GIVEN MATERIAL =
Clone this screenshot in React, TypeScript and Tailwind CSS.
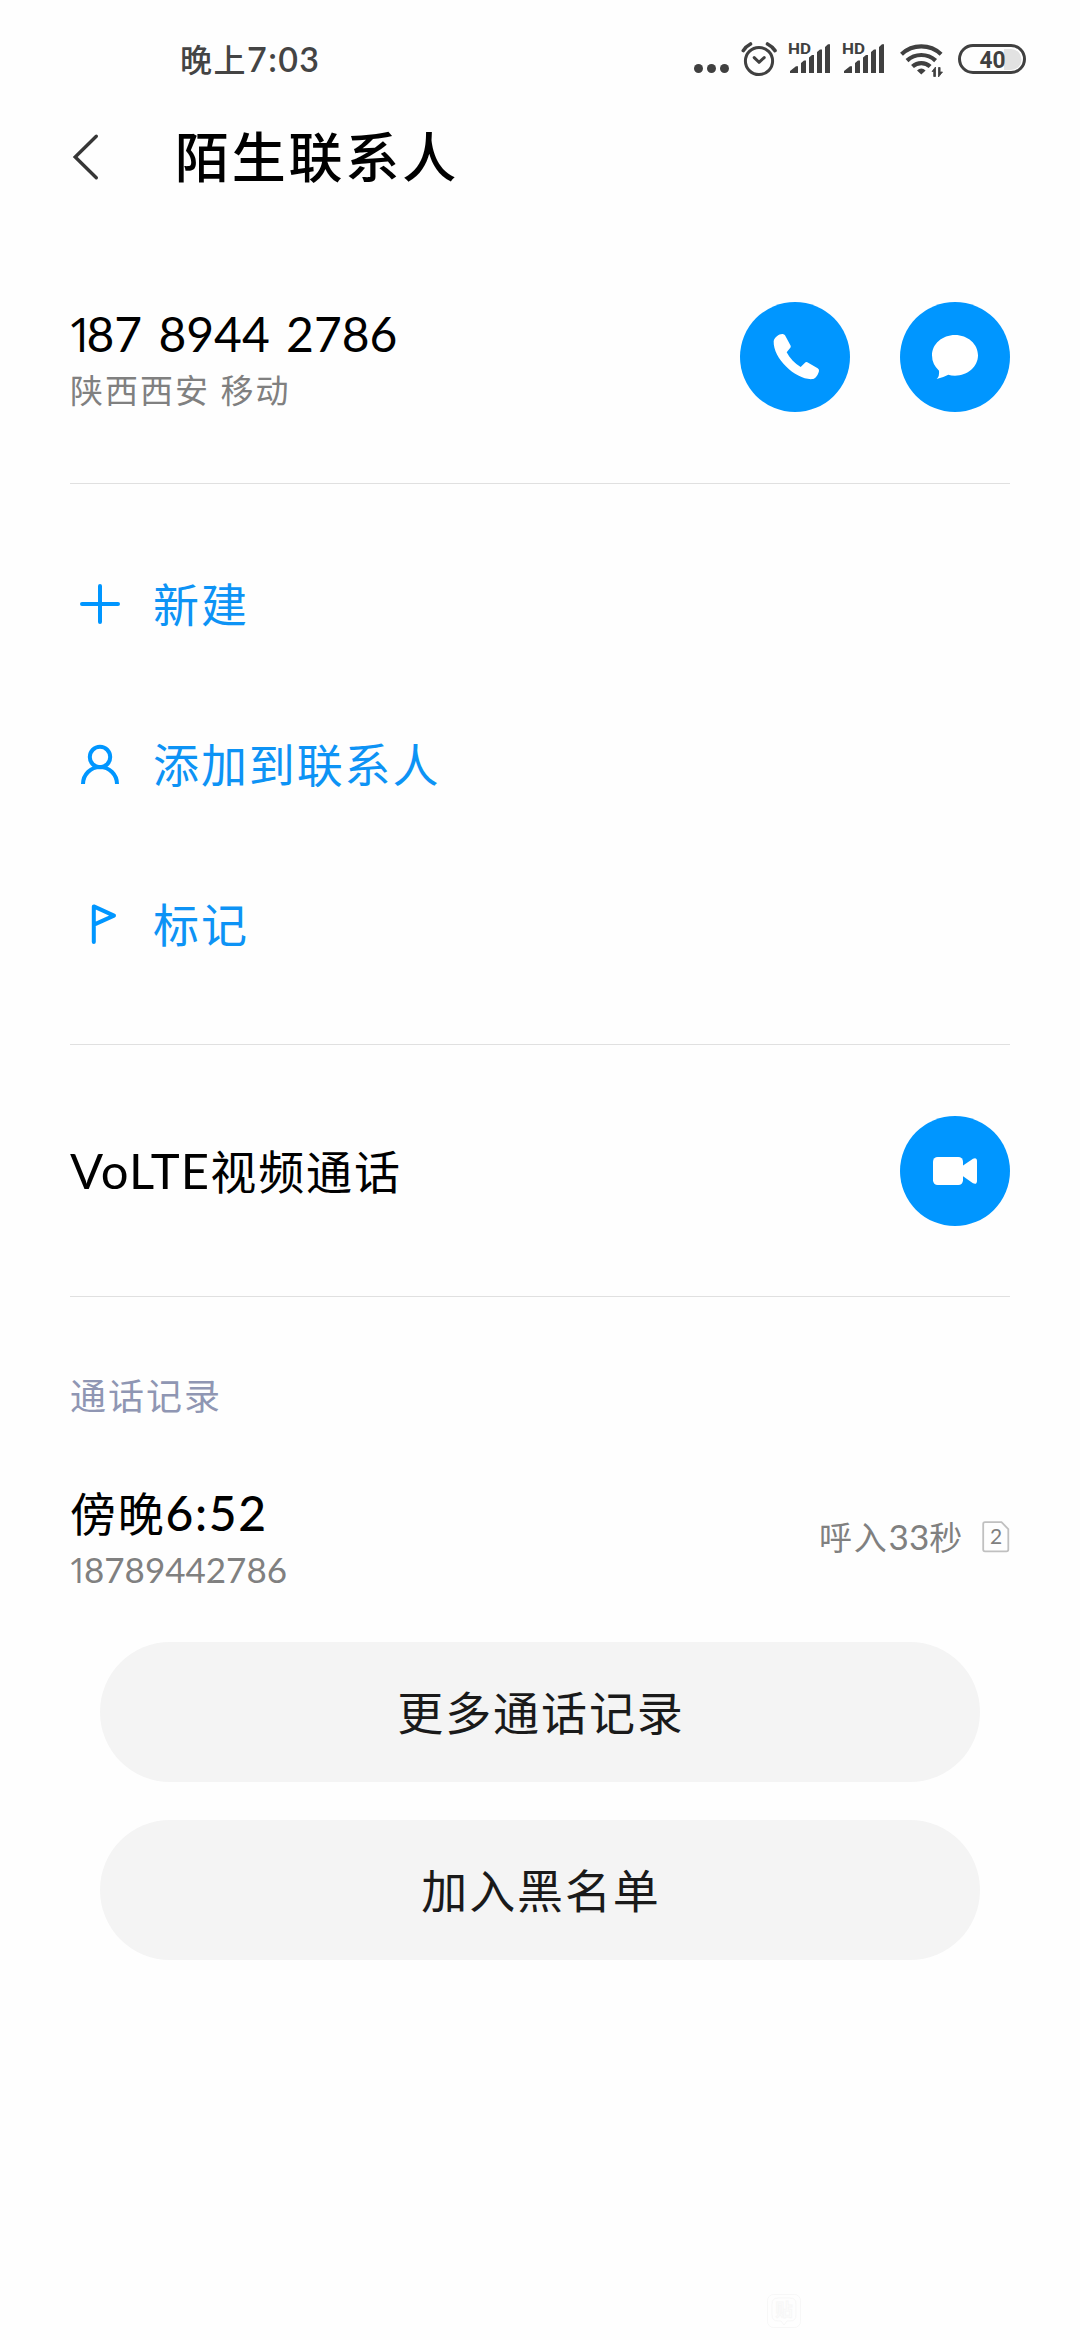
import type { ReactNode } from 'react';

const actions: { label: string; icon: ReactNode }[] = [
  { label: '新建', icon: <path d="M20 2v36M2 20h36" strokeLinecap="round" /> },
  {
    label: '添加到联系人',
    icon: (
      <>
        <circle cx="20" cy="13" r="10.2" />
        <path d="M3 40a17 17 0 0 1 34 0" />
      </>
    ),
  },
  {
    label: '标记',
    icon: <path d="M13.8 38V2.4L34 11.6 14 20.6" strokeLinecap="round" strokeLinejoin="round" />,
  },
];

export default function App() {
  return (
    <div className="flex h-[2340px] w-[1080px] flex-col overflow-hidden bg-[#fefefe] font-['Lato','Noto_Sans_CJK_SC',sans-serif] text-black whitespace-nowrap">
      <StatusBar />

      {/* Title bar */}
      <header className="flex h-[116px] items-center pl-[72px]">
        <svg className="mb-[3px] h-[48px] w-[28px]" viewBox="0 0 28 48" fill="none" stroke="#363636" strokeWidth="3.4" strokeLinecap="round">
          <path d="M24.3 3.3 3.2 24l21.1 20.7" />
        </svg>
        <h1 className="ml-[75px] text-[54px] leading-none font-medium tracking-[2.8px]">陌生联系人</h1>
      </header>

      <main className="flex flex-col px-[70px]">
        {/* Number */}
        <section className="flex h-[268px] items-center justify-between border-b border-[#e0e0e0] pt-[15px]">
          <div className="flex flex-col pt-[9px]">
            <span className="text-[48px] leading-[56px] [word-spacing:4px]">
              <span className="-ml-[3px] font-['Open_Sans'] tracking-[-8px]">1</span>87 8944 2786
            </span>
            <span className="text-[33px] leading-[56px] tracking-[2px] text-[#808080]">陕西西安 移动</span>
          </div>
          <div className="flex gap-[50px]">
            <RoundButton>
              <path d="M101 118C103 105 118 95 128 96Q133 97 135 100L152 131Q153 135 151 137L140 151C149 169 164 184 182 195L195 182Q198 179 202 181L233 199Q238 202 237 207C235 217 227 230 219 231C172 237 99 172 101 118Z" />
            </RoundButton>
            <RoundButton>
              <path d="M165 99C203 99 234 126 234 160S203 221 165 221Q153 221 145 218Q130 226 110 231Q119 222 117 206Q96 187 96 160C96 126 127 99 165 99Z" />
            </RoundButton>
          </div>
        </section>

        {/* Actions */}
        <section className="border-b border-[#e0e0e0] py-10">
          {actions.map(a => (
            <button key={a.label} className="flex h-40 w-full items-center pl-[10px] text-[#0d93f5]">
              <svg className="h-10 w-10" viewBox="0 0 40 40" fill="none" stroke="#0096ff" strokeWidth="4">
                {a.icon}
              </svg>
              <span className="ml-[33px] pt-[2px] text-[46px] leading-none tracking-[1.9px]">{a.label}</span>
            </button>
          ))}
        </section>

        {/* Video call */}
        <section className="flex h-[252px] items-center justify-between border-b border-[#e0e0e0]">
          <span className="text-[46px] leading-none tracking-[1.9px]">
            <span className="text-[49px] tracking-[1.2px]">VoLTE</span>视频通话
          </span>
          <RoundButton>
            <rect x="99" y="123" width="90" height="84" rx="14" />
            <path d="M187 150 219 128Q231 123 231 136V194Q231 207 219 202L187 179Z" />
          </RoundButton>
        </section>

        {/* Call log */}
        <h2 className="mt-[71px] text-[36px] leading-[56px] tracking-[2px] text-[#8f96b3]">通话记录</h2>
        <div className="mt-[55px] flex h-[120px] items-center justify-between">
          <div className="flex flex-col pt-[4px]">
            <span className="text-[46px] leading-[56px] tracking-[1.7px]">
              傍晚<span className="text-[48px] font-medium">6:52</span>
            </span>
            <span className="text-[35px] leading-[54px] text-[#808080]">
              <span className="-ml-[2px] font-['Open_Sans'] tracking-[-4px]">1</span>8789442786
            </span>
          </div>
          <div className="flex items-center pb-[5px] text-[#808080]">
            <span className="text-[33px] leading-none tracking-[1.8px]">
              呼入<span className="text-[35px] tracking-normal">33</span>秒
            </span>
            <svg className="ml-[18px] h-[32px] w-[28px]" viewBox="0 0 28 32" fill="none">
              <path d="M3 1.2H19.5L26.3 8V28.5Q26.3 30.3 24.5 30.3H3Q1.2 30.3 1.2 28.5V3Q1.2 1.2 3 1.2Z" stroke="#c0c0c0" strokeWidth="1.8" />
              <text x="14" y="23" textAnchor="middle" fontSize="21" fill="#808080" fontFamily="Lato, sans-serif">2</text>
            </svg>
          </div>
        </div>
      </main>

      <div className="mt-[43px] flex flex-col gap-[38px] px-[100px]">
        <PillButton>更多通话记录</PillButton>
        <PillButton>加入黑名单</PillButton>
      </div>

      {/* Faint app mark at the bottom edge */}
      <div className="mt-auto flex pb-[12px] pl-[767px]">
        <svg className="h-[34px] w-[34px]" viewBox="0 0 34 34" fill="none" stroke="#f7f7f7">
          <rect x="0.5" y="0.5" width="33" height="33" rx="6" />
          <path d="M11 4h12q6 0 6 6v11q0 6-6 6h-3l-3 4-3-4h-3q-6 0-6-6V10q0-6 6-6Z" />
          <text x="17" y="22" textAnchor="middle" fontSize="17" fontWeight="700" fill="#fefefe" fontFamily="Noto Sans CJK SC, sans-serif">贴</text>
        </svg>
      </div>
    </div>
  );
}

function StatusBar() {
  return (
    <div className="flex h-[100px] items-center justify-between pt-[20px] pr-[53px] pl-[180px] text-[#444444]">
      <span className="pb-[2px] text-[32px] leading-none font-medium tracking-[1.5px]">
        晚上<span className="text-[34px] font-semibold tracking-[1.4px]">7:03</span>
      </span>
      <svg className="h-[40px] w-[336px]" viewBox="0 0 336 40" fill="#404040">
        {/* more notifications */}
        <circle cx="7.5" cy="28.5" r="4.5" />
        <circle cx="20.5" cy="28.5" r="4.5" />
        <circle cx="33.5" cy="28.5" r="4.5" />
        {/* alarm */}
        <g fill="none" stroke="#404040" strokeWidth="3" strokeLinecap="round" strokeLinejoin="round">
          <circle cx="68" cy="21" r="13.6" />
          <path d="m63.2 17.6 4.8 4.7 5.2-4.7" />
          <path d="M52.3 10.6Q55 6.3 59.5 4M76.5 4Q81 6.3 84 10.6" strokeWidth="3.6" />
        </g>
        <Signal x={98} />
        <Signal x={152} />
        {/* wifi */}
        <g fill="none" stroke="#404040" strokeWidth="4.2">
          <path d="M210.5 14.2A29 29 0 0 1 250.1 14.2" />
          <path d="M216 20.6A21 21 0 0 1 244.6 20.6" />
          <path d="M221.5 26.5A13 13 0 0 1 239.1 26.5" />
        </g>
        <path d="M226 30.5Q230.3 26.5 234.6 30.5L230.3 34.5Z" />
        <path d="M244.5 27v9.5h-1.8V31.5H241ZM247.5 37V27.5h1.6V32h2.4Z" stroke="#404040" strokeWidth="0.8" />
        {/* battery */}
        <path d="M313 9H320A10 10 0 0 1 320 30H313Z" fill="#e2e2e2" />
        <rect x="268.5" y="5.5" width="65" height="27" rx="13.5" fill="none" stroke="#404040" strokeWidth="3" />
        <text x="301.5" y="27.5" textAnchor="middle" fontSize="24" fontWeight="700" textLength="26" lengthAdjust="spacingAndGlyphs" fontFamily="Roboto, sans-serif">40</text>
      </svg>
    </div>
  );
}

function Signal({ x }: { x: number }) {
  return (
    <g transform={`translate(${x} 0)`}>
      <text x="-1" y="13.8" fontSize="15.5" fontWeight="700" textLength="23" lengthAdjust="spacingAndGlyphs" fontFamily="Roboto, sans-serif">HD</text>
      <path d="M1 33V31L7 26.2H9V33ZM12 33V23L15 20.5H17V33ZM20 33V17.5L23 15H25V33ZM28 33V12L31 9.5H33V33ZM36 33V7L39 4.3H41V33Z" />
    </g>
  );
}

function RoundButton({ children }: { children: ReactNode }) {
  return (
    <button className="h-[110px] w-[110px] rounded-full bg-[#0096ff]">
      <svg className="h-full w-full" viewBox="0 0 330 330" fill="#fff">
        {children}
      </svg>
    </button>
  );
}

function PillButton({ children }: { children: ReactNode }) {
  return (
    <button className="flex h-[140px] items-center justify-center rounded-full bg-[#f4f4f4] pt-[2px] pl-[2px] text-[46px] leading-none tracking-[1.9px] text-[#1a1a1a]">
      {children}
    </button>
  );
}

WHAT IS NEEDED = Only lines belong in the copy: transcribe those from the start of the data through the line that contains "<StatusBar />", and skip the pictures.

TASK RESULT =
Clone this screenshot in React, TypeScript and Tailwind CSS.
import type { ReactNode } from 'react';

const actions: { label: string; icon: ReactNode }[] = [
  { label: '新建', icon: <path d="M20 2v36M2 20h36" strokeLinecap="round" /> },
  {
    label: '添加到联系人',
    icon: (
      <>
        <circle cx="20" cy="13" r="10.2" />
        <path d="M3 40a17 17 0 0 1 34 0" />
      </>
    ),
  },
  {
    label: '标记',
    icon: <path d="M13.8 38V2.4L34 11.6 14 20.6" strokeLinecap="round" strokeLinejoin="round" />,
  },
];

export default function App() {
  return (
    <div className="flex h-[2340px] w-[1080px] flex-col overflow-hidden bg-[#fefefe] font-['Lato','Noto_Sans_CJK_SC',sans-serif] text-black whitespace-nowrap">
      <StatusBar />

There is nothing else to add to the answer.